Study of accelerated erosion of elbow-shaped connections with corrosion defects

Abstract

In the later stages of gas field development, corrosion and erosion wear often occur in elbow-shaped connections used for gas transportation. Combined with laboratory corrosion experiments, the paper is based on CFD to study the distribution characteristics of pressure and velocity in the flow field for the elbow with pre-set corrosion defects. Simultaneously, the specific procedure is designed to track the formation of Dean vortices, thereby revealing the impact patterns of different corrosion defect features on the erosion outcomes of the elbow. Accordingly, the effect of different arrangement, number and form of corrosion defects on erosion wear was systematically analyzed. The results show that: (1) A comparative analysis of the three different defect distribution forms indicates that erosion occurs mainly at the bend near the outlet Section (45° ~ 60°). Double corrosion defects in the radial distribution will significantly accelerate the rate of pipe erosion, changing the location of maximum erosion rate. (2) By controlling the number of corrosion defects to represent the size of the corroded area, the study reveals as the number of defects increases, the rate and area of erosion in surface of the target material increases significantly.

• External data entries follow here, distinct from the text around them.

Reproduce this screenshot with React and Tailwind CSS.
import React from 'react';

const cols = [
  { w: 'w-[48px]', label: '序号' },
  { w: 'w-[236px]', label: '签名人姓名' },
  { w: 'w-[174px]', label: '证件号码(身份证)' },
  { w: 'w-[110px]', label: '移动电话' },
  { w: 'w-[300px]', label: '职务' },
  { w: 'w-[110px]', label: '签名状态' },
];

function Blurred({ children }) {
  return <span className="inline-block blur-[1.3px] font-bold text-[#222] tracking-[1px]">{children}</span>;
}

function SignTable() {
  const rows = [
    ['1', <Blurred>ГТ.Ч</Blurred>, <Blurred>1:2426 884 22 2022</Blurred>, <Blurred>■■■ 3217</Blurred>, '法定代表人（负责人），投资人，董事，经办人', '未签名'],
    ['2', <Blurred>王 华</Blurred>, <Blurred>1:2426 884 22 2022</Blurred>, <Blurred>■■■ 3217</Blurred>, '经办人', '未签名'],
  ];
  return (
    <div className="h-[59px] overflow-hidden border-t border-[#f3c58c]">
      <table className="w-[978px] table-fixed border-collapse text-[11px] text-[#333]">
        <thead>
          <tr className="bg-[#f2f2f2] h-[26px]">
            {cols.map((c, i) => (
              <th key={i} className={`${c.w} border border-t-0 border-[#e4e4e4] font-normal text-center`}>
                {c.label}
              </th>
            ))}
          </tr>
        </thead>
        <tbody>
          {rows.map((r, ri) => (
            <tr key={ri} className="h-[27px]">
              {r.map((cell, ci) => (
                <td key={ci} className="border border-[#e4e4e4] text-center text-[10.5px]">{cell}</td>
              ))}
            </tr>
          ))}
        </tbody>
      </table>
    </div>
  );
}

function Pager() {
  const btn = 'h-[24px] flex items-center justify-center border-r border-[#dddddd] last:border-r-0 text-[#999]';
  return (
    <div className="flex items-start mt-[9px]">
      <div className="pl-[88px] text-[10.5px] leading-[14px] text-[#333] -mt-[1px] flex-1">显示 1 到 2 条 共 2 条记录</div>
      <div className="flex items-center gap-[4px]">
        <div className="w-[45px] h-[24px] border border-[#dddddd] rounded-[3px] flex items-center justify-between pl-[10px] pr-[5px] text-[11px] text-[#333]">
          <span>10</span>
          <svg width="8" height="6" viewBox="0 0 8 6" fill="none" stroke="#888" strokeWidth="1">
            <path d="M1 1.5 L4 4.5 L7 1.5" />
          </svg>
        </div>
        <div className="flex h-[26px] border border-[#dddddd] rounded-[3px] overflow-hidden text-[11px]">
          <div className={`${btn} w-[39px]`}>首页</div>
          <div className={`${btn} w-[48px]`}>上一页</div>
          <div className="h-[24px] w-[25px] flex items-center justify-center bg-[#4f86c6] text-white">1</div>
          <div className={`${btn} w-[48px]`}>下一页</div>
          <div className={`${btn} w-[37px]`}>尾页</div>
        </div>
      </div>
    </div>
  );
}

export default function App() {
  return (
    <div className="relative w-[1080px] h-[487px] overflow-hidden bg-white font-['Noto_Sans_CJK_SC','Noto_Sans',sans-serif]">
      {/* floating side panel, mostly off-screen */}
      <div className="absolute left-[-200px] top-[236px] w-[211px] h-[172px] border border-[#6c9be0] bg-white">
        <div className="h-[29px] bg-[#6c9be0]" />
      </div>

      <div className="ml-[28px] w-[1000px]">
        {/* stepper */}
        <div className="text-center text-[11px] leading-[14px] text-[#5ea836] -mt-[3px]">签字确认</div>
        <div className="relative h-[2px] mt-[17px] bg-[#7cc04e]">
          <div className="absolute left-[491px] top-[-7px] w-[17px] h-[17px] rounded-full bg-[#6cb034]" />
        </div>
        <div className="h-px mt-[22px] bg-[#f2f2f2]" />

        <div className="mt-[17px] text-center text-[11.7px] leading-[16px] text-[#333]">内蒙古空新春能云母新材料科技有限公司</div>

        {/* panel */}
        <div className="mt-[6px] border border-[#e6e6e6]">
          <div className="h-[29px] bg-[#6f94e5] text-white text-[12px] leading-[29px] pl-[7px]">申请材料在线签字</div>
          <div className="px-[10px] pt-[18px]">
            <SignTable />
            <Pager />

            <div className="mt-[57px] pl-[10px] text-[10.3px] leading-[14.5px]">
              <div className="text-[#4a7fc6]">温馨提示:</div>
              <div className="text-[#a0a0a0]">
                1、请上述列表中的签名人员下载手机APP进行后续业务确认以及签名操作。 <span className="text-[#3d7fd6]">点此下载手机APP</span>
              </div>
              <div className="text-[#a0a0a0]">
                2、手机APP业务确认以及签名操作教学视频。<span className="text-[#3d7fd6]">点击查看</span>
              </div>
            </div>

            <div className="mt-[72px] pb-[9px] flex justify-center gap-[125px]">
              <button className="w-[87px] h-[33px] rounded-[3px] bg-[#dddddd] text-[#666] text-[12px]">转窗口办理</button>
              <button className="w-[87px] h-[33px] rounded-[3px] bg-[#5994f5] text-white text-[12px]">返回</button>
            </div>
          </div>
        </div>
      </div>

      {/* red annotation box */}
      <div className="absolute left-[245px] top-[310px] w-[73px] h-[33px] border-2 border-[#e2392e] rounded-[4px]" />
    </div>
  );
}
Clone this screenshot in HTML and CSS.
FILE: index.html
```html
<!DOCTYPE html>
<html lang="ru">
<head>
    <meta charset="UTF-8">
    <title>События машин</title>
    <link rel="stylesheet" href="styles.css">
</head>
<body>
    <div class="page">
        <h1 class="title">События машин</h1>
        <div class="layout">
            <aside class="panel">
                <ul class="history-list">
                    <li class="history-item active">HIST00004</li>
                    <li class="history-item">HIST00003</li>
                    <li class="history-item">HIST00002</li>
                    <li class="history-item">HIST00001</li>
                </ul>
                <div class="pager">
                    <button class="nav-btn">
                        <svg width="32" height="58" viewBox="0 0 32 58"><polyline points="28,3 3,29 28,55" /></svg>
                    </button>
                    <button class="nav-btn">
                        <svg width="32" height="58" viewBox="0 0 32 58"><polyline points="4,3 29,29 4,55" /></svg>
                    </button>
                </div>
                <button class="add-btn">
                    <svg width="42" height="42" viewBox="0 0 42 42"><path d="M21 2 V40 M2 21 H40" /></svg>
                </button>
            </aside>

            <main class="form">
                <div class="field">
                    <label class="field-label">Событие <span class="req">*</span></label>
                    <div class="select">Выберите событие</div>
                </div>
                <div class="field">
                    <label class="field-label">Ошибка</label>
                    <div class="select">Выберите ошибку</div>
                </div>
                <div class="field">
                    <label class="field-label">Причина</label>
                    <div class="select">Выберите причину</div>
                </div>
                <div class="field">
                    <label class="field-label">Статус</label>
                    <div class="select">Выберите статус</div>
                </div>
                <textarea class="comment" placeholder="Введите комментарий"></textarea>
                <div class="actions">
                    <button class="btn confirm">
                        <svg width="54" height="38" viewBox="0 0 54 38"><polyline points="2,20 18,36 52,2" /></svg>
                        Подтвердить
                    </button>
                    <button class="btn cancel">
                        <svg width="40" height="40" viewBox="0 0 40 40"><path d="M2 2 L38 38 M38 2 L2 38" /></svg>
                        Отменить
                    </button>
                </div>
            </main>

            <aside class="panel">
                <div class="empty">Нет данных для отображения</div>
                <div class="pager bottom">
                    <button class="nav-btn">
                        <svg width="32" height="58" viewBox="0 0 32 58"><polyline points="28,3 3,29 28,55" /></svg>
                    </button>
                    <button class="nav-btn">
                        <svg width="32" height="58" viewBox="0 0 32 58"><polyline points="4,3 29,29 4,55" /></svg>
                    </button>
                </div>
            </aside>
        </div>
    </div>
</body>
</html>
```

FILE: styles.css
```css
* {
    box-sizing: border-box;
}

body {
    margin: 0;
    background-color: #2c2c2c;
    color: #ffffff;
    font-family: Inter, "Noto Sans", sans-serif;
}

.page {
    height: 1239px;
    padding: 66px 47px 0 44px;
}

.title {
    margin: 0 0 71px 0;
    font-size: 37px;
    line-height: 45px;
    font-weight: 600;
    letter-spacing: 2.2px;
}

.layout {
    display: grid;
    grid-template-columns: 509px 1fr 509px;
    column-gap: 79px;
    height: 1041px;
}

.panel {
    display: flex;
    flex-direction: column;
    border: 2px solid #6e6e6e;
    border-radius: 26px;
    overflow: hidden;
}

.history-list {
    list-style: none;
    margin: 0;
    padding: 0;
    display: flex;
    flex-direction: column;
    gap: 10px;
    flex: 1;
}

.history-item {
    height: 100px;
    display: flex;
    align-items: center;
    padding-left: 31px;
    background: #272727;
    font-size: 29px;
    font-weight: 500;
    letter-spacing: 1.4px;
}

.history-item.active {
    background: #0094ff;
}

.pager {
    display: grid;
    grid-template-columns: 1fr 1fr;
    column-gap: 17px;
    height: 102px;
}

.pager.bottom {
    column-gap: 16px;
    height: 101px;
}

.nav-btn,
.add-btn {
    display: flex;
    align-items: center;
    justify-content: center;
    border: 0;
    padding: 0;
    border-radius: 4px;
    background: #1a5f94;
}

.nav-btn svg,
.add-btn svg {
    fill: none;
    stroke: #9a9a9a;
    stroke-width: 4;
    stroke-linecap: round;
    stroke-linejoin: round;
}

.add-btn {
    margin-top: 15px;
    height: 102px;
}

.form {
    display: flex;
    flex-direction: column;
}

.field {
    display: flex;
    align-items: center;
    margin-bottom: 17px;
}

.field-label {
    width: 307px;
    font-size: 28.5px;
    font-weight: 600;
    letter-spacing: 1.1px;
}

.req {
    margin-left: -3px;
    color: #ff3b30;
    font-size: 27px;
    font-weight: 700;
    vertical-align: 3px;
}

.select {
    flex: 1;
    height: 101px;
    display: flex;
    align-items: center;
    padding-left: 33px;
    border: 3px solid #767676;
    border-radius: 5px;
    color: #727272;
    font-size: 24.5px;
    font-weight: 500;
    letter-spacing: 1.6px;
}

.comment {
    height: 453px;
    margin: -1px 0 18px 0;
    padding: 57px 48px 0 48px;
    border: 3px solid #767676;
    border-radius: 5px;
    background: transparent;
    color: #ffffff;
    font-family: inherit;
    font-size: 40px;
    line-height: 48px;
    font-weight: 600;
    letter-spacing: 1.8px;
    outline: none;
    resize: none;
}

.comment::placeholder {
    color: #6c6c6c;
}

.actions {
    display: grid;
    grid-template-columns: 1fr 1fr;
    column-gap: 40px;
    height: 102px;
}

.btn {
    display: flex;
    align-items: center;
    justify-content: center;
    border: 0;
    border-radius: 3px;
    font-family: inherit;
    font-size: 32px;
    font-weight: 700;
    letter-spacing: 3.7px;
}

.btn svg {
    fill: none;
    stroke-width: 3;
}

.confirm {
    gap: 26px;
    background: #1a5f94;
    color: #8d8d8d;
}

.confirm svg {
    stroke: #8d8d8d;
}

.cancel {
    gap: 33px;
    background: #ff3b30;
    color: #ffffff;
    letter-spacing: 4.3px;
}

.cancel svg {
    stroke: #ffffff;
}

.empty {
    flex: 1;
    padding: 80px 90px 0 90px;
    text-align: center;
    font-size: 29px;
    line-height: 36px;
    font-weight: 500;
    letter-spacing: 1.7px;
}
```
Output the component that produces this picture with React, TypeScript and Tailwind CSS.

Thus, the area of the corrosion will explicitly change the effect of erosion. (3) As the depth of the defects (corrosion rate) increase, the erosion rate around the radial and axial defects increases exponentially compared to the absence of corrosion, reaching a maximum of 7.8 × 10−6 kg/(m2·s). Corrosion and erosion are two complementary forms of damage to pipe in the production process. The presence of corrosion defects leads to faster erosion rates and changes in the overflow area, reducing service life. Hence, only a reasonable control of both types of wear can ensure the longevity of gas production and transportation.